YOU might have failed in your naive or misdirected optimism, but LIFE remains a blessing. I read this as such an important reminder to be grateful. There is stuff out there, even if not what you hoped for, even if you lack agency, even if you dropped, or were dropped by a lover (a repeated theme in Auden’s personal life, made more complicated by being gay in times where it was illegal.) Even if you incurred unimaginable losses, there is a world out there. (One, I might add, shouting for us to find ways to protect it.)
And significantly:
‘O stand, stand at the window
As the tears scald and start;
You shall love your crooked neighbour
With your crooked heart.’
Look out towards the world, no matter how rotten you feel, and remember the commandment to love your neighbor like yourself. They might be crooked, so are you. The whole idea is about goodwill/love towards others, a form that is not necessarily the sexual rush of the lovers we encountered in the first part of the poem, but the notion of Agape, the “unselfish loyal and benevolent concern for the good of another, “as the dictionary defines it. Reaching out towards humanity as a whole, engaging in brotherly love, might protect from time’s relentless drag.
***
We are experiencing Agape at this very moment. The love and support extended towards the displaced by the Eaton Fire is beyond description. I cannot thank everyone personally, but am deeply grateful for the outpour regarding my kids. From what I hear, mutual aid is generally flourishing in Altadena, trying to soften the blows while everyone is still in a state of shock, where even finding a meal or a change of clothes can become an overwhelming task. The fire is forging an already tight community into a whole, held by concern for each other.

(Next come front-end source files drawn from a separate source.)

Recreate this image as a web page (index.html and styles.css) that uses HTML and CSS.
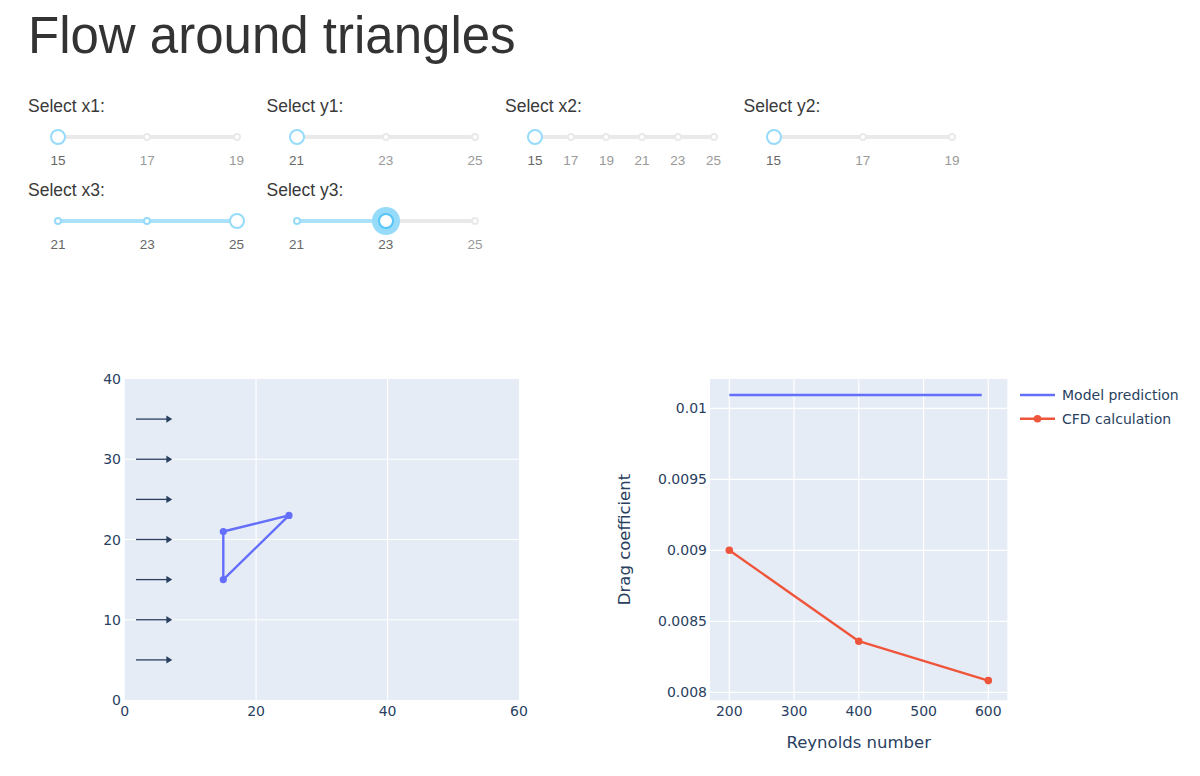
FILE: index.html
```html
<!DOCTYPE html>
<html>
<head>
<meta charset="utf-8">
<title>Flow around triangles</title>
<link rel="stylesheet" href="styles.css">
</head>
<body>
<div class="page">
  <h1 class="title">Flow around triangles</h1>
  <div class="sliders">
    <div class="field">
      <div class="label">Select x1:</div>
      <div class="slider">
        <div class="rail"></div>
        <span class="dot active" style="left:0%"></span>
        <span class="dot" style="left:50%"></span>
        <span class="dot" style="left:100%"></span>
        <span class="handle" style="left:0%"></span>
        <span class="mark active" style="left:0%">15</span>
        <span class="mark" style="left:50%">17</span>
        <span class="mark" style="left:100%">19</span>
      </div>
    </div>
    <div class="field">
      <div class="label">Select y1:</div>
      <div class="slider">
        <div class="rail"></div>
        <span class="dot active" style="left:0%"></span>
        <span class="dot" style="left:50%"></span>
        <span class="dot" style="left:100%"></span>
        <span class="handle" style="left:0%"></span>
        <span class="mark active" style="left:0%">21</span>
        <span class="mark" style="left:50%">23</span>
        <span class="mark" style="left:100%">25</span>
      </div>
    </div>
    <div class="field">
      <div class="label">Select x2:</div>
      <div class="slider">
        <div class="rail"></div>
        <span class="dot active" style="left:0%"></span>
        <span class="dot" style="left:20%"></span>
        <span class="dot" style="left:40%"></span>
        <span class="dot" style="left:60%"></span>
        <span class="dot" style="left:80%"></span>
        <span class="dot" style="left:100%"></span>
        <span class="handle" style="left:0%"></span>
        <span class="mark active" style="left:0%">15</span>
        <span class="mark" style="left:20%">17</span>
        <span class="mark" style="left:40%">19</span>
        <span class="mark" style="left:60%">21</span>
        <span class="mark" style="left:80%">23</span>
        <span class="mark" style="left:100%">25</span>
      </div>
    </div>
    <div class="field">
      <div class="label">Select y2:</div>
      <div class="slider">
        <div class="rail"></div>
        <span class="dot active" style="left:0%"></span>
        <span class="dot" style="left:50%"></span>
        <span class="dot" style="left:100%"></span>
        <span class="handle" style="left:0%"></span>
        <span class="mark active" style="left:0%">15</span>
        <span class="mark" style="left:50%">17</span>
        <span class="mark" style="left:100%">19</span>
      </div>
    </div>
    <div class="field">
      <div class="label">Select x3:</div>
      <div class="slider">
        <div class="rail"></div>
        <div class="track" style="width:100%"></div>
        <span class="dot active" style="left:0%"></span>
        <span class="dot active" style="left:50%"></span>
        <span class="dot active" style="left:100%"></span>
        <span class="handle" style="left:100%"></span>
        <span class="mark active" style="left:0%">21</span>
        <span class="mark active" style="left:50%">23</span>
        <span class="mark active" style="left:100%">25</span>
      </div>
    </div>
    <div class="field">
      <div class="label">Select y3:</div>
      <div class="slider">
        <div class="rail"></div>
        <div class="track" style="width:50%"></div>
        <span class="dot active" style="left:0%"></span>
        <span class="dot active" style="left:50%"></span>
        <span class="dot" style="left:100%"></span>
        <span class="handle focus" style="left:50%"></span>
        <span class="mark active" style="left:0%">21</span>
        <span class="mark active" style="left:50%">23</span>
        <span class="mark" style="left:100%">25</span>
      </div>
    </div>
  </div>

  <div class="graphs">
    <div class="graph">
      <svg class="chart" width="586" height="500" viewBox="0 0 586 500" xmlns="http://www.w3.org/2000/svg">
        <rect x="96.7" y="119" width="394.3" height="321" fill="#e5ecf6"/>
        <g stroke="#ffffff" stroke-width="1.2">
          <line x1="228.1" y1="119" x2="228.1" y2="440"/>
          <line x1="359.6" y1="119" x2="359.6" y2="440"/>
          <line x1="96.7" y1="359.75" x2="491" y2="359.75"/>
          <line x1="96.7" y1="279.5" x2="491" y2="279.5"/>
          <line x1="96.7" y1="199.25" x2="491" y2="199.25"/>
        </g>
        <g stroke="#2a3f5f" stroke-width="1.3" fill="#2a3f5f">
          <line x1="108" y1="159.1" x2="140" y2="159.1"/><polygon points="139,156.6 143,159.1 139,161.6"/>
          <line x1="108" y1="199.25" x2="140" y2="199.25"/><polygon points="139,196.75 143,199.25 139,201.75"/>
          <line x1="108" y1="239.4" x2="140" y2="239.4"/><polygon points="139,236.9 143,239.4 139,241.9"/>
          <line x1="108" y1="279.5" x2="140" y2="279.5"/><polygon points="139,277 143,279.5 139,282"/>
          <line x1="108" y1="319.6" x2="140" y2="319.6"/><polygon points="139,317.1 143,319.6 139,322.1"/>
          <line x1="108" y1="359.75" x2="140" y2="359.75"/><polygon points="139,357.25 143,359.75 139,362.25"/>
          <line x1="108" y1="399.9" x2="140" y2="399.9"/><polygon points="139,397.4 143,399.9 139,402.4"/>
        </g>
        <polyline points="195.3,319.6 195.3,271.5 261,255.4 195.3,319.6" fill="none" stroke="#636efa" stroke-width="2.4" stroke-linejoin="round"/>
        <g fill="#636efa">
          <circle cx="195.3" cy="319.6" r="3.6"/>
          <circle cx="195.3" cy="271.5" r="3.6"/>
          <circle cx="261" cy="255.4" r="3.6"/>
        </g>
        <g class="tick" text-anchor="end">
          <text x="93" y="124">40</text>
          <text x="93" y="204.25">30</text>
          <text x="93" y="284.5">20</text>
          <text x="93" y="364.75">10</text>
          <text x="93" y="445">0</text>
        </g>
        <g class="tick" text-anchor="middle">
          <text x="96.7" y="456">0</text>
          <text x="228.1" y="456">20</text>
          <text x="359.6" y="456">40</text>
          <text x="490.9" y="456">60</text>
        </g>
      </svg>
    </div>
    <div class="graph">
      <svg class="chart" width="586" height="500" viewBox="0 0 586 500" xmlns="http://www.w3.org/2000/svg">
        <rect x="96" y="119" width="297.3" height="321.3" fill="#e5ecf6"/>
        <g stroke="#ffffff" stroke-width="1.2">
          <line x1="115.3" y1="119" x2="115.3" y2="440.3"/>
          <line x1="180.1" y1="119" x2="180.1" y2="440.3"/>
          <line x1="244.8" y1="119" x2="244.8" y2="440.3"/>
          <line x1="309.6" y1="119" x2="309.6" y2="440.3"/>
          <line x1="374.3" y1="119" x2="374.3" y2="440.3"/>
          <line x1="96" y1="148.3" x2="393.3" y2="148.3"/>
          <line x1="96" y1="219.3" x2="393.3" y2="219.3"/>
          <line x1="96" y1="290.3" x2="393.3" y2="290.3"/>
          <line x1="96" y1="361.3" x2="393.3" y2="361.3"/>
          <line x1="96" y1="432.3" x2="393.3" y2="432.3"/>
        </g>
        <line x1="115.3" y1="135" x2="367.7" y2="135" stroke="#636efa" stroke-width="2.4"/>
        <polyline points="115.3,290.3 244.8,381.2 374.3,420.6" fill="none" stroke="#ef553b" stroke-width="2.4" stroke-linejoin="round"/>
        <g fill="#ef553b">
          <circle cx="115.3" cy="290.3" r="3.8"/>
          <circle cx="244.8" cy="381.2" r="3.8"/>
          <circle cx="374.3" cy="420.6" r="3.8"/>
        </g>
        <g class="tick" text-anchor="end">
          <text x="93" y="153.3">0.01</text>
          <text x="93" y="224.3">0.0095</text>
          <text x="93" y="295.3">0.009</text>
          <text x="93" y="366.3">0.0085</text>
          <text x="93" y="437.3">0.008</text>
        </g>
        <g class="tick" text-anchor="middle">
          <text x="115.3" y="456">200</text>
          <text x="180.1" y="456">300</text>
          <text x="244.8" y="456">400</text>
          <text x="309.6" y="456">500</text>
          <text x="374.3" y="456">600</text>
        </g>
        <text class="axis-title" x="244.7" y="488" text-anchor="middle">Reynolds number</text>
        <text class="axis-title" transform="translate(16 279.5) rotate(-90)" text-anchor="middle">Drag coefficient</text>
        <line x1="406" y1="135" x2="441" y2="135" stroke="#636efa" stroke-width="2.4"/>
        <text class="legend" x="448" y="140">Model prediction</text>
        <line x1="406" y1="158.7" x2="441" y2="158.7" stroke="#ef553b" stroke-width="2.4"/>
        <circle cx="423.5" cy="158.7" r="3.8" fill="#ef553b"/>
        <text class="legend" x="448" y="163.7">CFD calculation</text>
      </svg>
    </div>
  </div>
</div>
</body>
</html>
```

FILE: styles.css
```css
html, body {
  margin: 0;
  padding: 0;
  background: #ffffff;
  overflow: hidden;
}

.page {
  padding: 6px 0 0 28px;
  font-family: "Liberation Sans", Arial, Helvetica, sans-serif;
  color: #333333;
}

.title {
  margin: 0;
  font-size: 51px;
  line-height: 60px;
  font-weight: normal;
  color: #333333;
}

.sliders {
  margin-top: 30px;
  display: grid;
  grid-template-columns: repeat(4, 238.5px);
  grid-auto-rows: 80px;
  row-gap: 4px;
}

.label {
  font-size: 17.5px;
  line-height: 20px;
  color: #3a3a3a;
}

.slider {
  position: relative;
  height: 60px;
  margin: 0 30px;
}

.rail {
  position: absolute;
  top: 19px;
  left: 0;
  right: 0;
  height: 4px;
  border-radius: 2px;
  background: #e9e9e9;
}

.track {
  position: absolute;
  top: 19px;
  left: 0;
  height: 4px;
  border-radius: 2px;
  background: #abe2fb;
}

.dot {
  position: absolute;
  top: 21px;
  width: 8px;
  height: 8px;
  box-sizing: border-box;
  border: 2px solid #e9e9e9;
  border-radius: 50%;
  background: #ffffff;
  transform: translate(-50%, -50%);
}

.dot.active {
  border-color: #96dbfa;
}

.handle {
  position: absolute;
  top: 21px;
  width: 16px;
  height: 16px;
  box-sizing: border-box;
  border: 2px solid #96dbfa;
  border-radius: 50%;
  background: #ffffff;
  transform: translate(-50%, -50%);
}

.handle.focus {
  border-color: #57c5f7;
  box-shadow: 0 0 0 6px #96dbfa;
}

.mark {
  position: absolute;
  top: 37px;
  font-size: 13.5px;
  line-height: 15px;
  color: #999999;
  transform: translateX(-50%);
  white-space: nowrap;
}

.mark.active {
  color: #666666;
}

.graphs {
  display: flex;
}

.graph {
  width: 586px;
  flex: none;
}

.chart {
  display: block;
}

.tick {
  font-family: "DejaVu Sans", Verdana, sans-serif;
  font-size: 14px;
  fill: #2a3f5f;
}

.legend {
  font-family: "DejaVu Sans", Verdana, sans-serif;
  font-size: 14px;
  fill: #2a3f5f;
}

.axis-title {
  font-family: "DejaVu Sans", Verdana, sans-serif;
  font-size: 16.5px;
  fill: #2a3f5f;
}
```
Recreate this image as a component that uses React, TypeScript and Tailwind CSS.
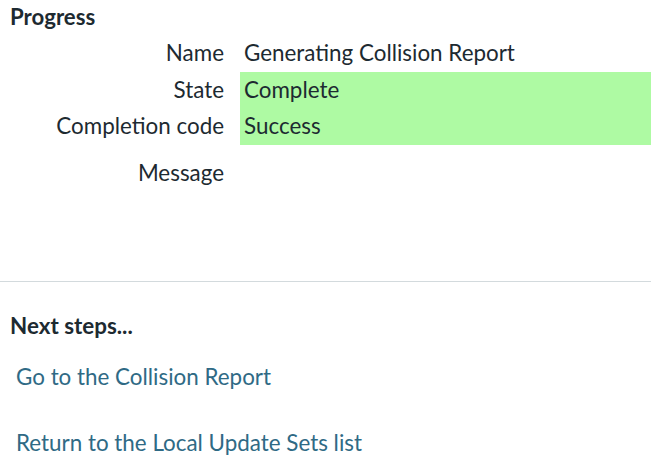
export default function App() {
  const rows: { label: string; value: string; ok?: boolean }[] = [
    { label: "Name", value: "Generating Collision Report" },
    { label: "State", value: "Complete", ok: true },
    { label: "Completion code", value: "Success", ok: true },
  ];

  return (
    <div className="w-[651px] h-[464px] bg-white text-[#1d2a31] font-['Lato',sans-serif] overflow-hidden">
      {/* Progress */}
      <div className="h-[281px]">
        <h2 className="pl-[10px] pt-[3px] text-[22.2px] font-bold leading-[28px]">Progress</h2>
        <div className="pt-[4px]">
          {rows.map((r) => (
            <div key={r.label} className="flex h-[36.5px] items-center">
              <div className="w-[224px] text-right text-[22.4px]">{r.label}</div>
              <div
                className={
                  "ml-[16px] flex h-full flex-1 items-center pl-[4px] text-[22.4px] " +
                  (r.ok ? "bg-[#aefaa3]" : "")
                }
              >
                {r.value}
              </div>
            </div>
          ))}
          <div className="flex pt-[14px]">
            <div className="w-[224px] text-right text-[22.4px] leading-[28px]">Message</div>
            <div className="ml-[16px] flex-1" />
          </div>
        </div>
      </div>

      <div className="border-t border-[#d3dadd]" />

      {/* Next steps */}
      <div className="pl-[10px] pt-[32px]">
        <h2 className="text-[22.4px] font-bold leading-[24px]">Next steps...</h2>
        <div className="flex flex-col gap-[38px] pt-[25px] pl-[6px]">
          <a href="#" className="text-[22.4px] leading-[28px] text-[#2f6a85]">
            Go to the Collision Report
          </a>
          <a href="#" className="text-[22.4px] leading-[28px] text-[#2f6a85]">
            Return to the Local Update Sets list
          </a>
        </div>
      </div>
    </div>
  );
}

In our personal case, it feels like a small child is at the protected core of concentric rings, reaching ever further outward. Fiercely shielded by parents, who are supported by grandparents, aunts and uncles, then friends, then acquaintances, then friends of the older generations – a whole network of emotional sustenance, physical comfort, shared expertise and financial generosity.
The Greek word apocalypsis actually means not so much doomsday, but revelation or unveiling. The fires reveal humanity’s fragility and the consequences of ecological overshoot – using more than the planet can sustain. But they also reveal something essential: We cannot count on permanence, but we are here and now surrounded by love.
You don’t know how much of a difference that makes at this very moment.
Auden wrote this in 1937, unsettling times in Europe with rising fascism, not unlike our own – he soon after emigrated to the U.S., having had a harrowing time when traveling to Spain to report on the Civil war. I think it is a poem to be bookmarked for the year(s) to come.
Here is Auden reading his poem.
And here is a song cycle by Benjamin Britten. “Our Hunting Fathers, Op. 8, was first performed in 1936. Its text, assembled and partly written by W. H. Auden, with a pacifist slant, puzzled audiences at the premiere.”
Ken Hochfeld
Beautifully profound and profoundly beautiful. But never a surprise or unexpected.
Love to you and your family in distress.